### PROBLEM REQUIREMENTS
Copy exactly, and only, the lines starting at the line with "Emit a web component" and ending at the line with "customElement, property, state". Leave every picture out of the copy.

[Start LISTING]

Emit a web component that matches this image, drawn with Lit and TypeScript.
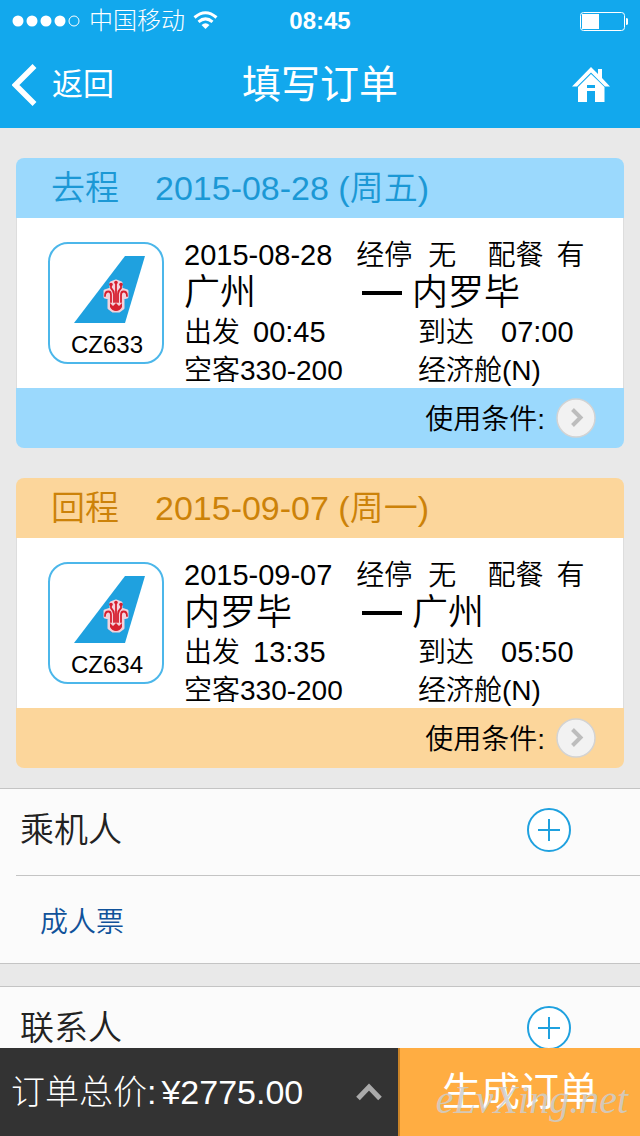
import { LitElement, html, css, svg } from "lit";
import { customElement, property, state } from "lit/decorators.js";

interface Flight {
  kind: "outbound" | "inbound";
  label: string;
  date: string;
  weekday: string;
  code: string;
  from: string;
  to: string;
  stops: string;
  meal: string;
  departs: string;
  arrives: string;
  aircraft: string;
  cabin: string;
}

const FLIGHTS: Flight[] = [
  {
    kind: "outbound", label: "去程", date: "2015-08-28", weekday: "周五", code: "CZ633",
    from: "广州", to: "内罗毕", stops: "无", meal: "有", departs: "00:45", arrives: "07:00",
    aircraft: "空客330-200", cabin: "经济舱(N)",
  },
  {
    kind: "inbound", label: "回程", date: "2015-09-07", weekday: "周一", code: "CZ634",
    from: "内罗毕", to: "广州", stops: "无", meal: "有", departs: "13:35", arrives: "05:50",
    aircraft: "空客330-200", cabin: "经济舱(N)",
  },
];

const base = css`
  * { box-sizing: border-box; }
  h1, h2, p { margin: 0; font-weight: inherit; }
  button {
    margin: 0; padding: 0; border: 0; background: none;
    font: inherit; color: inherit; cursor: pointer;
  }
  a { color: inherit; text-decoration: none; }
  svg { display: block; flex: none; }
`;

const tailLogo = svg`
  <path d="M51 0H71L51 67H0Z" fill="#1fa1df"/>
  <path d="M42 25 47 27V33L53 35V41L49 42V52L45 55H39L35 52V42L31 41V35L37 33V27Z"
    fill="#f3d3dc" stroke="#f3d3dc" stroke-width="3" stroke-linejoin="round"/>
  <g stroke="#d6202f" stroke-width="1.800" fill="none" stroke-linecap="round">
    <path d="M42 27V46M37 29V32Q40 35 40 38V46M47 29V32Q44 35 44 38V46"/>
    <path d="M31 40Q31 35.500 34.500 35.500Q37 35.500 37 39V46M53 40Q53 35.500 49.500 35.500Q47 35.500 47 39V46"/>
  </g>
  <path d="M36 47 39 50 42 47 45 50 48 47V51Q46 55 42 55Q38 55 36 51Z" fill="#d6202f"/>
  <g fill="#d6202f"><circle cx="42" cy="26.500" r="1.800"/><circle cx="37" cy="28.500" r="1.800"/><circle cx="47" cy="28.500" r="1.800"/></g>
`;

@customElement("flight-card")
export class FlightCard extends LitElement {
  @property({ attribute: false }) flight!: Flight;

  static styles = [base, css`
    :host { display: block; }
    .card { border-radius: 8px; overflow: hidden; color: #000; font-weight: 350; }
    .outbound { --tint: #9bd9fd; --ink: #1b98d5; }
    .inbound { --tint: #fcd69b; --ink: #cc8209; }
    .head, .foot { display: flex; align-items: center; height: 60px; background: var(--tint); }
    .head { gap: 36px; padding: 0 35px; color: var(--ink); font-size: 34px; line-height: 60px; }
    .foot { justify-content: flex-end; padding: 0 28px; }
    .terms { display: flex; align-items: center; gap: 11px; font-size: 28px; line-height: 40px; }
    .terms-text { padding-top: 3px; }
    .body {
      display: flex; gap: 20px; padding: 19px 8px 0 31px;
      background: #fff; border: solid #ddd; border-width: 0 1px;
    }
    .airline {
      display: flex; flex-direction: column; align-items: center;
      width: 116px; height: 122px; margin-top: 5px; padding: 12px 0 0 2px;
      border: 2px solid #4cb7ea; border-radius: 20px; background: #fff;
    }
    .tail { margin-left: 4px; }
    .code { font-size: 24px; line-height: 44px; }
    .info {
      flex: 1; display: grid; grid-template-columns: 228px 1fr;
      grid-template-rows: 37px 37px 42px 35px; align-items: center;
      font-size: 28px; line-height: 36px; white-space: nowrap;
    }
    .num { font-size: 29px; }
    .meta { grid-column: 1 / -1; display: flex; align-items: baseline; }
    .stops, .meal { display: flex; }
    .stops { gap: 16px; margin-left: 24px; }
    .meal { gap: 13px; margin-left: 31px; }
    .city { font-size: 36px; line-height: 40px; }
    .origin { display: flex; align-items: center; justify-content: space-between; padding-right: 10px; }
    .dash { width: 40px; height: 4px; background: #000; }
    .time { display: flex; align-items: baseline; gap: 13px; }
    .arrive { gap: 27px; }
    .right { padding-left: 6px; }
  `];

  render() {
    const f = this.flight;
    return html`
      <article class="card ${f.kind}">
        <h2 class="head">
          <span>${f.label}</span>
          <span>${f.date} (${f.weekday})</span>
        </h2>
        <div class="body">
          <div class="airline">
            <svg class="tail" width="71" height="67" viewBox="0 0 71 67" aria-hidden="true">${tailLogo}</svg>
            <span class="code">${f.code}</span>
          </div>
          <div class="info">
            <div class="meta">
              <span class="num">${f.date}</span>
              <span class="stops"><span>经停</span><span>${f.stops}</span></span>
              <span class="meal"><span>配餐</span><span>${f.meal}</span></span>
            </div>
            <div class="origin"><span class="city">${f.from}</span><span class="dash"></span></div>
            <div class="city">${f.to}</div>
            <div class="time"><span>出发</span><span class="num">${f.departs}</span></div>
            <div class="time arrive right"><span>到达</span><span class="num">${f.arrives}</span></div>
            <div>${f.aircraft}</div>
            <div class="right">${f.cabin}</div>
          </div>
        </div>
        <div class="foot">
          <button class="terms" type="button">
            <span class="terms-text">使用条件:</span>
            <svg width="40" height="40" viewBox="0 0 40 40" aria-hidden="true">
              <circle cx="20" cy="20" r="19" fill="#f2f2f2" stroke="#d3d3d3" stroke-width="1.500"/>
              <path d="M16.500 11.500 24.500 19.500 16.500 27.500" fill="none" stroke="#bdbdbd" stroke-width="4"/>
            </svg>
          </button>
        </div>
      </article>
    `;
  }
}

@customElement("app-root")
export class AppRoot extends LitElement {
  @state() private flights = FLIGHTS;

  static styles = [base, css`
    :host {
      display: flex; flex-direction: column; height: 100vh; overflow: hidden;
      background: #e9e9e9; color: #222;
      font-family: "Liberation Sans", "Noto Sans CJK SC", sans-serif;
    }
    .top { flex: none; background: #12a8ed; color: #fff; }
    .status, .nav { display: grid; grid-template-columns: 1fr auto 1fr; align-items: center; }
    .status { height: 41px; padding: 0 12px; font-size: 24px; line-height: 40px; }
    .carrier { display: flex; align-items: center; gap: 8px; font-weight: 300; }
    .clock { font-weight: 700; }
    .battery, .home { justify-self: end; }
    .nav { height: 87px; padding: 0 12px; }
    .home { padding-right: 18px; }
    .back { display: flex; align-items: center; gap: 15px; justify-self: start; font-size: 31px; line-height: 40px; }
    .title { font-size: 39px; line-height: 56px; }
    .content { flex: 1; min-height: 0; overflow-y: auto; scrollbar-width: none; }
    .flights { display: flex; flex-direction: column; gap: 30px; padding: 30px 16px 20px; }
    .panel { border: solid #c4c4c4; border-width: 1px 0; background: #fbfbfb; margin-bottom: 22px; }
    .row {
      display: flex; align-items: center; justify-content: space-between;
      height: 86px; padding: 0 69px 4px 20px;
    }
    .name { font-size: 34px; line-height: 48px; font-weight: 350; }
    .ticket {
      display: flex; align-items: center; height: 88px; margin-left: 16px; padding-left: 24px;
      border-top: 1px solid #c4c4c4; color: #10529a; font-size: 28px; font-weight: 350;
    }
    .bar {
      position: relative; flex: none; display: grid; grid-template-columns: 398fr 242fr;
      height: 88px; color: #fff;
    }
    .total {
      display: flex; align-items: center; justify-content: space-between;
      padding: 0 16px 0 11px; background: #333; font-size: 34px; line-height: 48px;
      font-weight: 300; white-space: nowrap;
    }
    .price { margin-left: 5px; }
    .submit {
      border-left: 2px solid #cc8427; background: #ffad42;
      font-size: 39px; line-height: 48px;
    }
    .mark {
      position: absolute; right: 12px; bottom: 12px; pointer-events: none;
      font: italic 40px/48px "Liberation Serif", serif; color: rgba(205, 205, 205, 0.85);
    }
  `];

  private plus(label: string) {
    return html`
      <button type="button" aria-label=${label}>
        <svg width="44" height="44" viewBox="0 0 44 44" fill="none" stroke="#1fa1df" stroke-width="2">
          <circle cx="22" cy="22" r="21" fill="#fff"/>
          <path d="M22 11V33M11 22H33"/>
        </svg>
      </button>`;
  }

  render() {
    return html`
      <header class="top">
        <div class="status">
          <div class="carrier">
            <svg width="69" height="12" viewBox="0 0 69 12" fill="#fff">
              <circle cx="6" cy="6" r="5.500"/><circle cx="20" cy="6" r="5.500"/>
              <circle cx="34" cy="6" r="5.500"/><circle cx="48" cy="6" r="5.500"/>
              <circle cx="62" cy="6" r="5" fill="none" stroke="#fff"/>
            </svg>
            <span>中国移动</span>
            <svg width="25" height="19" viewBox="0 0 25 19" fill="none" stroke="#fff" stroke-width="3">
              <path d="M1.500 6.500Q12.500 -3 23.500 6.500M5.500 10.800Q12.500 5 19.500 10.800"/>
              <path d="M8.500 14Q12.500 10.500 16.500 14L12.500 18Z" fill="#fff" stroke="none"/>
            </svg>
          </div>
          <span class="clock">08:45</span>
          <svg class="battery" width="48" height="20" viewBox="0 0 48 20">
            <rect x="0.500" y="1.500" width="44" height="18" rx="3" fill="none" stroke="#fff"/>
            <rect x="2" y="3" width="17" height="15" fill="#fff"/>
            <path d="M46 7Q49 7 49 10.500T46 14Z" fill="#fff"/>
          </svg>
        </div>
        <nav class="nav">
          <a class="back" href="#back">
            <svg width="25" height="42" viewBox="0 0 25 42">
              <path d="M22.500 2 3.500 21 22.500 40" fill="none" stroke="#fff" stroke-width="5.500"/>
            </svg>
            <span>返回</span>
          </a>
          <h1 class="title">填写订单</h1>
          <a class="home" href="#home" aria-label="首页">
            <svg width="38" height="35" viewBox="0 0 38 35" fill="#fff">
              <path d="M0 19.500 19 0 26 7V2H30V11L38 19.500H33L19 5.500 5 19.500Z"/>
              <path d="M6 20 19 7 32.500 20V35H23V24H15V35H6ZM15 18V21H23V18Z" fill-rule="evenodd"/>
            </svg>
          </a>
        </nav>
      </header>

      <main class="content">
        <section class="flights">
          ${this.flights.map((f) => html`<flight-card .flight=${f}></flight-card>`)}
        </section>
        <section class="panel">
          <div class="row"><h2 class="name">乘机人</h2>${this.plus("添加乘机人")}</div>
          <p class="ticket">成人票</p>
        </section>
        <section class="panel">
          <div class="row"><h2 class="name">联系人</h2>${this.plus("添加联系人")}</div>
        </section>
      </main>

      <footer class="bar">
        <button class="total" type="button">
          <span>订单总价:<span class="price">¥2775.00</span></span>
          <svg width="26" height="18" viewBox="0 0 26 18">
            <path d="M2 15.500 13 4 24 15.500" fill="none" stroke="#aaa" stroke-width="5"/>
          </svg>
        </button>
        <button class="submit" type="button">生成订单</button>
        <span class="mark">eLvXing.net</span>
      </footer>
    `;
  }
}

[End LISTING]
[Start LISTING]

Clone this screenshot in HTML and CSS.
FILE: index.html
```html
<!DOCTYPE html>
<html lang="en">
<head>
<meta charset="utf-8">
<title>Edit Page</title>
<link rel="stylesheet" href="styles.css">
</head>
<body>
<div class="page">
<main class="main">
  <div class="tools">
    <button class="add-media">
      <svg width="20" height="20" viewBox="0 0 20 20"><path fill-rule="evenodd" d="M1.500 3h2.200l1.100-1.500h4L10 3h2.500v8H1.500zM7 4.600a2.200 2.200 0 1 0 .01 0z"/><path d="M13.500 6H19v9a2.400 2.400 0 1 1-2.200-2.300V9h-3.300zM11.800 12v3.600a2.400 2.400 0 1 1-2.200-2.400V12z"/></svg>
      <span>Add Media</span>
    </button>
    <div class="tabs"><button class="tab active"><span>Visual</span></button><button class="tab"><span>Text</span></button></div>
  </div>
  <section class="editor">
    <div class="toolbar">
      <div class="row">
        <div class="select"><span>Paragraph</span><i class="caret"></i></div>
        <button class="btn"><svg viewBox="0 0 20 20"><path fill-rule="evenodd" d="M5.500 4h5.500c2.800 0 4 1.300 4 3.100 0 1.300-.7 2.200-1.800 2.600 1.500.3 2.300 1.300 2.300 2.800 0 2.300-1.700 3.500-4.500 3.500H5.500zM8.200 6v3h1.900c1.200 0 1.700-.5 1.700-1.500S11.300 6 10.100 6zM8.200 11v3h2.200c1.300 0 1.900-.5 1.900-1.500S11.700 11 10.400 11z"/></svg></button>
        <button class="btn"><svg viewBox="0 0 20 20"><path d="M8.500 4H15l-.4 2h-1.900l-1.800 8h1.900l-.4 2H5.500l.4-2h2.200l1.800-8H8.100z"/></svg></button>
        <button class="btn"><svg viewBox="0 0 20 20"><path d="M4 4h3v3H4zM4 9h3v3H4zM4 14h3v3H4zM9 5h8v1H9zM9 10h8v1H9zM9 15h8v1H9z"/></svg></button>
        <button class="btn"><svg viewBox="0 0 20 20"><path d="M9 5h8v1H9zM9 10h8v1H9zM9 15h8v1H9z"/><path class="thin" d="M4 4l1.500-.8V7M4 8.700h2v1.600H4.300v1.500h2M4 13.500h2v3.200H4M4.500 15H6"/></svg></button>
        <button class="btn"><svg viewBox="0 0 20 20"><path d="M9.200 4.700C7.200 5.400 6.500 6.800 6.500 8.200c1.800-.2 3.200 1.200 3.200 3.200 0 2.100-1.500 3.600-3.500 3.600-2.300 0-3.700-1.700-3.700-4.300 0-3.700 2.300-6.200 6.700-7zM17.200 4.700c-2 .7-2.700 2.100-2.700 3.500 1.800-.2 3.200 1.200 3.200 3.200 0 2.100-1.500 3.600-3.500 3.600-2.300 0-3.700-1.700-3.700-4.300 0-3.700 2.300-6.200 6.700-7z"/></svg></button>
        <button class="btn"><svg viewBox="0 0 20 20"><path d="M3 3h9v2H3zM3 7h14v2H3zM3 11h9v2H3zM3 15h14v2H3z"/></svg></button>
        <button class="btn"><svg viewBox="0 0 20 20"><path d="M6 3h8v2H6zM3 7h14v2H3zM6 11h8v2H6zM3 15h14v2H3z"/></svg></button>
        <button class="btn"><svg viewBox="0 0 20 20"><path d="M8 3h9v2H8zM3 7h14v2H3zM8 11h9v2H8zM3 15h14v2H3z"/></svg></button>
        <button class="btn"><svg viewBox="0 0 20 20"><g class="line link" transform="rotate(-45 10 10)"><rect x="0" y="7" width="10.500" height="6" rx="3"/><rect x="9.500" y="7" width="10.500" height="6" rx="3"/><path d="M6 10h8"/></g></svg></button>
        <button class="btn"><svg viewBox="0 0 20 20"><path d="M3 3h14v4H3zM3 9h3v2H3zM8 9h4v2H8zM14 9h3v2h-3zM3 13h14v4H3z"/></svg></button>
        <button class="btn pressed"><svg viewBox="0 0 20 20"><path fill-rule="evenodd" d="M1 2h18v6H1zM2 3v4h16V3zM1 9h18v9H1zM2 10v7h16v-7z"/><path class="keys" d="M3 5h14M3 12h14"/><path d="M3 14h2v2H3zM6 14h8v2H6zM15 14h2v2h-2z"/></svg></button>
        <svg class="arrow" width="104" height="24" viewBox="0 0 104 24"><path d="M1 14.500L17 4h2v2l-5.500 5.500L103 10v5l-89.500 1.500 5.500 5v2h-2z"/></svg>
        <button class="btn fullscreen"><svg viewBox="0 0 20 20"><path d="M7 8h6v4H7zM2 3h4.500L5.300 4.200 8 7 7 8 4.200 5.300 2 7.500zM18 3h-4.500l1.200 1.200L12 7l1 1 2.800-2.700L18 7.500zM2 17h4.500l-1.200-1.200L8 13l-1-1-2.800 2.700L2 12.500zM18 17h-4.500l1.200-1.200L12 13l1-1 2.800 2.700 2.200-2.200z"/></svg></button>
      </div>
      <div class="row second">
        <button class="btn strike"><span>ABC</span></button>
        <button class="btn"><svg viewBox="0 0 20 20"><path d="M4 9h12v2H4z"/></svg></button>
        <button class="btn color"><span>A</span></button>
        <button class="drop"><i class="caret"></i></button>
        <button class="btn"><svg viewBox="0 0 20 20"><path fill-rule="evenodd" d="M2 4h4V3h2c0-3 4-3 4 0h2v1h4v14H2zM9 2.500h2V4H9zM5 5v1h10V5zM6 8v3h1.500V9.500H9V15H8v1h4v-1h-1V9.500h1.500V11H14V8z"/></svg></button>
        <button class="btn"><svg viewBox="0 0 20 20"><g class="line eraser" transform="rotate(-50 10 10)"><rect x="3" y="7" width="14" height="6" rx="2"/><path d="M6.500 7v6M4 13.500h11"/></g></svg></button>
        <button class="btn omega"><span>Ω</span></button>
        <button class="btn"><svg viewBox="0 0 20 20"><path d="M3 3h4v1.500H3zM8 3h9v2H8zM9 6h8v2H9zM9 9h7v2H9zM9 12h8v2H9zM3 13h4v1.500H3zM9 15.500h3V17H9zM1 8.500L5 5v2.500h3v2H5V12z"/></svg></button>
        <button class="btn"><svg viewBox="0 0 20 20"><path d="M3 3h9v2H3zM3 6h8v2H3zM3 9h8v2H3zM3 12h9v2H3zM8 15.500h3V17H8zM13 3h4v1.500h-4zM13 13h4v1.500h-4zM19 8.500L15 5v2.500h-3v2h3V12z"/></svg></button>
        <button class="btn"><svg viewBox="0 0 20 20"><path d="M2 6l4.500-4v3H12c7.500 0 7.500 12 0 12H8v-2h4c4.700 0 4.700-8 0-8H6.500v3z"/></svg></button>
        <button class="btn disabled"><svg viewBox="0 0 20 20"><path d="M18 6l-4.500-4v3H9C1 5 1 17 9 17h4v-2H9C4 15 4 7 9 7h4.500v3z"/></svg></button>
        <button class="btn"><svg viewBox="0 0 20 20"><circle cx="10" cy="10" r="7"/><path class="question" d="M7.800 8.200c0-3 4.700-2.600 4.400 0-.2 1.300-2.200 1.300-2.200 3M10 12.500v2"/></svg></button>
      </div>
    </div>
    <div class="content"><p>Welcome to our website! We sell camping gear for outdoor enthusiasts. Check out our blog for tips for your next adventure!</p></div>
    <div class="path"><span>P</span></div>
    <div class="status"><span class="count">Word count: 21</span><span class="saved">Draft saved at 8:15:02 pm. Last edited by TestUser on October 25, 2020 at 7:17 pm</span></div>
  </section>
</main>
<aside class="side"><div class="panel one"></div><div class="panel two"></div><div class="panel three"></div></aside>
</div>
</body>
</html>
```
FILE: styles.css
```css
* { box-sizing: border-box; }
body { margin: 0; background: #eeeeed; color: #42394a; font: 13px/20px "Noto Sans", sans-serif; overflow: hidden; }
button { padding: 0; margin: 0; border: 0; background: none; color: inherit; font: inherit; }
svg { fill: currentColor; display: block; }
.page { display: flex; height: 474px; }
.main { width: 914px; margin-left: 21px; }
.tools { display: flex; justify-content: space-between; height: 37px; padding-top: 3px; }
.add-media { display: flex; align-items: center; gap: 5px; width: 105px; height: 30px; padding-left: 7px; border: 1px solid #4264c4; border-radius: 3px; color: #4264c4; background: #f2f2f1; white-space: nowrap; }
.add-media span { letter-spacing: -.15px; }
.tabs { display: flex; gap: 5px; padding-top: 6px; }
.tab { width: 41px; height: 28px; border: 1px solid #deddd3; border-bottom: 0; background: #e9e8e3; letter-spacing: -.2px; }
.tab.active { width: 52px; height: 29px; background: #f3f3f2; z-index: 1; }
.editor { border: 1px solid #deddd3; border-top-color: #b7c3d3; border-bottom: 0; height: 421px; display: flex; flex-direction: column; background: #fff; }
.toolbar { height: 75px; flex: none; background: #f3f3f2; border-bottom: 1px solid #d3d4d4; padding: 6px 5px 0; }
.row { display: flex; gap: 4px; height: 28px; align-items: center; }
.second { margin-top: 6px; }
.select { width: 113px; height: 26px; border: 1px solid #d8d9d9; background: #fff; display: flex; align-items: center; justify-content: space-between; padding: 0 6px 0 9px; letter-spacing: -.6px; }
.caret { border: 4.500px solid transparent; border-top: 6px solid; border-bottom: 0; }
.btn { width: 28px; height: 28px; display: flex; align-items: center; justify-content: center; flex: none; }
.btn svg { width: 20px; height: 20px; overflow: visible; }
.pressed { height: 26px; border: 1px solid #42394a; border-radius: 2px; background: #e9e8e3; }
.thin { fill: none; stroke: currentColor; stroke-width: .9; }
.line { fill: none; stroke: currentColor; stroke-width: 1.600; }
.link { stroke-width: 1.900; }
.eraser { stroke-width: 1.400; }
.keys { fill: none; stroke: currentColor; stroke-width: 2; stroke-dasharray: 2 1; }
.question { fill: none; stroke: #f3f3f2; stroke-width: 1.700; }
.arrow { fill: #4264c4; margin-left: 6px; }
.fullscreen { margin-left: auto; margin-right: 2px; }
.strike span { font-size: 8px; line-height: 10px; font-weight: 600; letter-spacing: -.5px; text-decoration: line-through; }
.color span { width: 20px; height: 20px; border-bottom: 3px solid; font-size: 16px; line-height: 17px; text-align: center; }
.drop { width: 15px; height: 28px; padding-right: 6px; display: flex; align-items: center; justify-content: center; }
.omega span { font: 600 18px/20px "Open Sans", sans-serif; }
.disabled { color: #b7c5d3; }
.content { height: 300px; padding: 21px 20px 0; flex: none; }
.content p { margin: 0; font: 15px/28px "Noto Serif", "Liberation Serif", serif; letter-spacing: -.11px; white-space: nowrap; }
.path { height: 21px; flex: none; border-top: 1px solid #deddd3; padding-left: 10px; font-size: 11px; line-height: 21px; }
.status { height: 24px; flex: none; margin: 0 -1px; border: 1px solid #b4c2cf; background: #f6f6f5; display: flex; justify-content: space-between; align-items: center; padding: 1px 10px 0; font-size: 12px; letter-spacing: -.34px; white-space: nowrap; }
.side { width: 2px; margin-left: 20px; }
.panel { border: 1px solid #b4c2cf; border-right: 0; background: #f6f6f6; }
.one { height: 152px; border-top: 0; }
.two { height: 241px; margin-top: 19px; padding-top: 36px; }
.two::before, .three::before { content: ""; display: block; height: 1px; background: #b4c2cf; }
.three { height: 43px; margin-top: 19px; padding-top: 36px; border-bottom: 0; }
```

[End LISTING]

### RESPONSE TO THIS EXERCISE
Emit a web component that matches this image, drawn with Lit and TypeScript.
import { LitElement, html, css, svg } from "lit";
import { customElement, property, state } from "lit/decorators.js";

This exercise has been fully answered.